# [Task prompt]
Your copy of the material below should match it exactly, except that it holds no pictures.

# [Information supplied]

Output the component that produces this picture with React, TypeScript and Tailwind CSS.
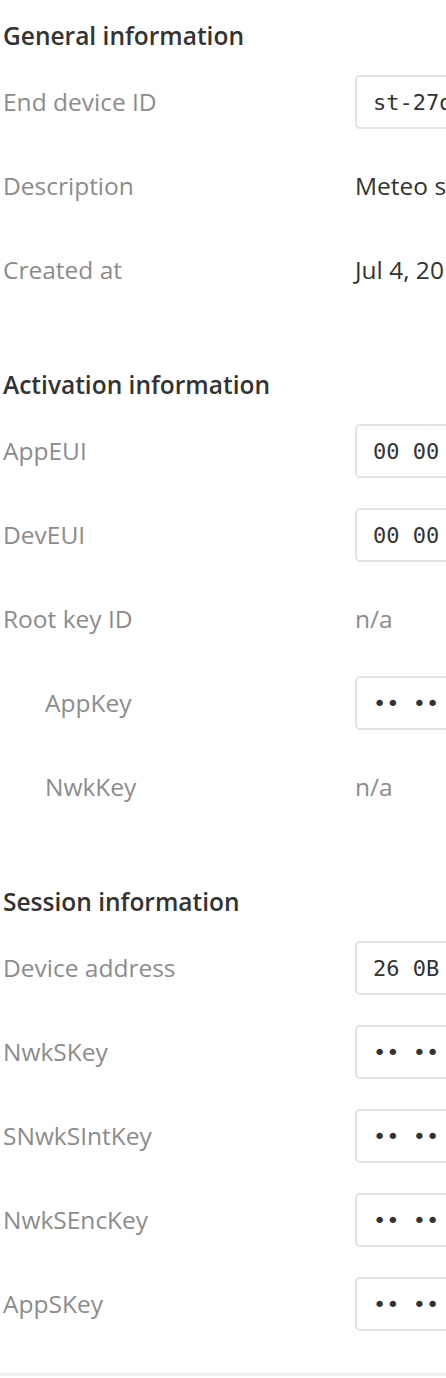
import React from "react";

type Row = {
  label: string;
  value: string;
  kind: "code" | "text" | "muted";
  indent?: boolean;
};

const SECTIONS: { title: string; rows: Row[] }[] = [
  {
    title: "General information",
    rows: [
      { label: "End device ID", value: "st-27d9-weather-station", kind: "code" },
      { label: "Description", value: "Meteo station on the roof", kind: "text" },
      { label: "Created at", value: "Jul 4, 2019 10:21:43", kind: "text" },
    ],
  },
  {
    title: "Activation information",
    rows: [
      { label: "AppEUI", value: "00 00 00 00 00 00 00 00", kind: "code" },
      { label: "DevEUI", value: "00 00 00 00 00 00 00 00", kind: "code" },
      { label: "Root key ID", value: "n/a", kind: "muted" },
      { label: "AppKey", value: "•• •• •• •• •• •• •• ••", kind: "code", indent: true },
      { label: "NwkKey", value: "n/a", kind: "muted", indent: true },
    ],
  },
  {
    title: "Session information",
    rows: [
      { label: "Device address", value: "26 0B 4A 31", kind: "code" },
      { label: "NwkSKey", value: "•• •• •• •• •• •• •• ••", kind: "code" },
      { label: "SNwkSIntKey", value: "•• •• •• •• •• •• •• ••", kind: "code" },
      { label: "NwkSEncKey", value: "•• •• •• •• •• •• •• ••", kind: "code" },
      { label: "AppSKey", value: "•• •• •• •• •• •• •• ••", kind: "code" },
    ],
  },
];

function Value({ row }: { row: Row }) {
  if (row.kind === "code") {
    return (
      <div className="h-[54px] w-[400px] shrink-0 rounded-[5px] border-2 border-[#e3e3e3] pl-[16px] flex items-center whitespace-nowrap font-['DejaVu_Sans_Mono',monospace] text-[22px] text-[#333]">
        {row.value}
      </div>
    );
  }
  return (
    <span
      className={
        row.kind === "muted"
          ? "whitespace-nowrap text-[#8c8c8c]"
          : "whitespace-nowrap text-[#333]"
      }
    >
      {row.value}
    </span>
  );
}

export default function App() {
  return (
    <div className="w-[446px] h-[1378px] overflow-hidden bg-white font-['Open_Sans',sans-serif] text-[24.5px]">
      <div className="flex flex-col gap-[55px] pt-[18px] pl-[3px]">
        {SECTIONS.map((section) => (
          <section key={section.title}>
            <h3 className="h-[36px] leading-[36px] font-semibold text-[#333] mb-[6px]">
              {section.title}
            </h3>
            {section.rows.map((row) => (
              <div key={row.label} className="h-[84px] flex items-center">
                <div
                  className={
                    row.indent
                      ? "w-[352px] shrink-0 pl-[42px] text-[#8c8c8c]"
                      : "w-[352px] shrink-0 text-[#8c8c8c]"
                  }
                >
                  {row.label}
                </div>
                <Value row={row} />
              </div>
            ))}
          </section>
        ))}
      </div>
      <div className="mt-[27px] h-[3px] bg-[#efefef]" />
    </div>
  );
}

# [Expected output]
Output the component that produces this picture with React, TypeScript and Tailwind CSS.
import React from "react";

type Row = {
  label: string;
  value: string;
  kind: "code" | "text" | "muted";
  indent?: boolean;
};

const SECTIONS: { title: string; rows: Row[] }[] = [
  {
    title: "General information",
    rows: [
      { label: "End device ID", value: "st-27d9-weather-station", kind: "code" },
      { label: "Description", value: "Meteo station on the roof", kind: "text" },
      { label: "Created at", value: "Jul 4, 2019 10:21:43", kind: "text" },
    ],
  },
  {
    title: "Activation information",
    rows: [
      { label: "AppEUI", value: "00 00 00 00 00 00 00 00", kind: "code" },
      { label: "DevEUI", value: "00 00 00 00 00 00 00 00", kind: "code" },
      { label: "Root key ID", value: "n/a", kind: "muted" },
      { label: "AppKey", value: "•• •• •• •• •• •• •• ••", kind: "code", indent: true },
      { label: "NwkKey", value: "n/a", kind: "muted", indent: true },
    ],
  },
  {
    title: "Session information",
    rows: [
      { label: "Device address", value: "26 0B 4A 31", kind: "code" },
      { label: "NwkSKey", value: "•• •• •• •• •• •• •• ••", kind: "code" },
      { label: "SNwkSIntKey", value: "•• •• •• •• •• •• •• ••", kind: "code" },
      { label: "NwkSEncKey", value: "•• •• •• •• •• •• •• ••", kind: "code" },
      { label: "AppSKey", value: "•• •• •• •• •• •• •• ••", kind: "code" },
    ],
  },
];

function Value({ row }: { row: Row }) {
  if (row.kind === "code") {
    return (
      <div className="h-[54px] w-[400px] shrink-0 rounded-[5px] border-2 border-[#e3e3e3] pl-[16px] flex items-center whitespace-nowrap font-['DejaVu_Sans_Mono',monospace] text-[22px] text-[#333]">
        {row.value}
      </div>
    );
  }
  return (
    <span
      className={
        row.kind === "muted"
          ? "whitespace-nowrap text-[#8c8c8c]"
          : "whitespace-nowrap text-[#333]"
      }
    >
      {row.value}
    </span>
  );
}

export default function App() {
  return (
    <div className="w-[446px] h-[1378px] overflow-hidden bg-white font-['Open_Sans',sans-serif] text-[24.5px]">
      <div className="flex flex-col gap-[55px] pt-[18px] pl-[3px]">
        {SECTIONS.map((section) => (
          <section key={section.title}>
            <h3 className="h-[36px] leading-[36px] font-semibold text-[#333] mb-[6px]">
              {section.title}
            </h3>
            {section.rows.map((row) => (
              <div key={row.label} className="h-[84px] flex items-center">
                <div
                  className={
                    row.indent
                      ? "w-[352px] shrink-0 pl-[42px] text-[#8c8c8c]"
                      : "w-[352px] shrink-0 text-[#8c8c8c]"
                  }
                >
                  {row.label}
                </div>
                <Value row={row} />
              </div>
            ))}
          </section>
        ))}
      </div>
      <div className="mt-[27px] h-[3px] bg-[#efefef]" />
    </div>
  );
}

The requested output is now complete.